Chopin’s earliest essays in the form were not written until 1829 by which time he had composed some thirteen mazurkas and polonaises. Of the twenty waltzes he would eventually compose, only eight were published in his lifetime. The two Waltzes Op 69, three Waltzes Op 70 and six of the seven early waltzes without opus numbers were all published posthumously. Outstanding among these are the poetic Op 69 No 2 in B minor and Op 70 No 3 in D flat major inspired by Konstancja Gladkowska (see the note on the Concertos) and composed, according to Chopin, ‘early this morning’ (3 October 1829). Of all the posthumous waltzes rescued for posterity, we must be most grateful for the dazzling Waltz in E minor (1830). Like the Fantaisie-Impromptu, it is a mystery how Chopin could have overlooked it, for with its bravura introduction and coda and its spirited motifs this Waltz has all the hallmarks of a mature work.

The first waltz that Chopin authorized to be published, in E flat major Op 18, was written in Vienna in 1830 and entitled Grande valse brillante. It differs from all the others in that it can actually be danced to (its inclusion in Les Sylphides reflects that); his later waltzes are more like ‘dance poems’, far removed from the waltzes of Lanner and Strauss which Op 18 emulates.
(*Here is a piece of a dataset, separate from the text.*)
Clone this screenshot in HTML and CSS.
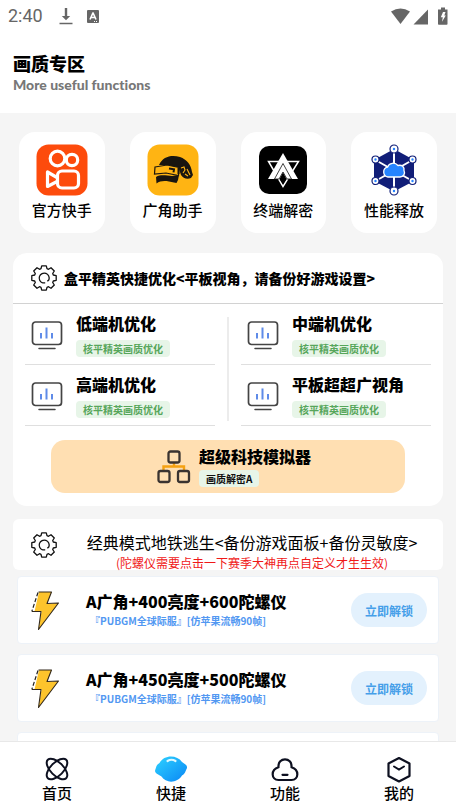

In welcoming the three Waltzes Op 34 in 1838 Schumann wrote: ‘[They] will delight above all things, so different are they from the ordinary ones, and of such a kind as only Chopin dare venture on or even invent, while gazing inspired among the dancers … Such a wave of life flows through them that they seem to have been improvised in the ballroom.’ No 1 in A flat revisits many of the rhythmic and motific ideas of Op 18; No 2 in A minor opens with a haunting melancholic cello-like melody and was Chopin’s own favourite; No 3 in F major is memorable for the moto perpetuo passagework and cross-rhythms of its outer sections and the sequence of acciaccaturas in the middle.

Lenz reports that, according to Chopin himself, the Waltz in A flat major Op 42, ‘springing from the eight-bar trill, should evoke a musical clock. In his own performances it embodied his rubato style to the fullest; he would play it as a continued stretto pianissimo with the bass maintaining a steady beat. A garland of flowers winding amidst the dancing couples!’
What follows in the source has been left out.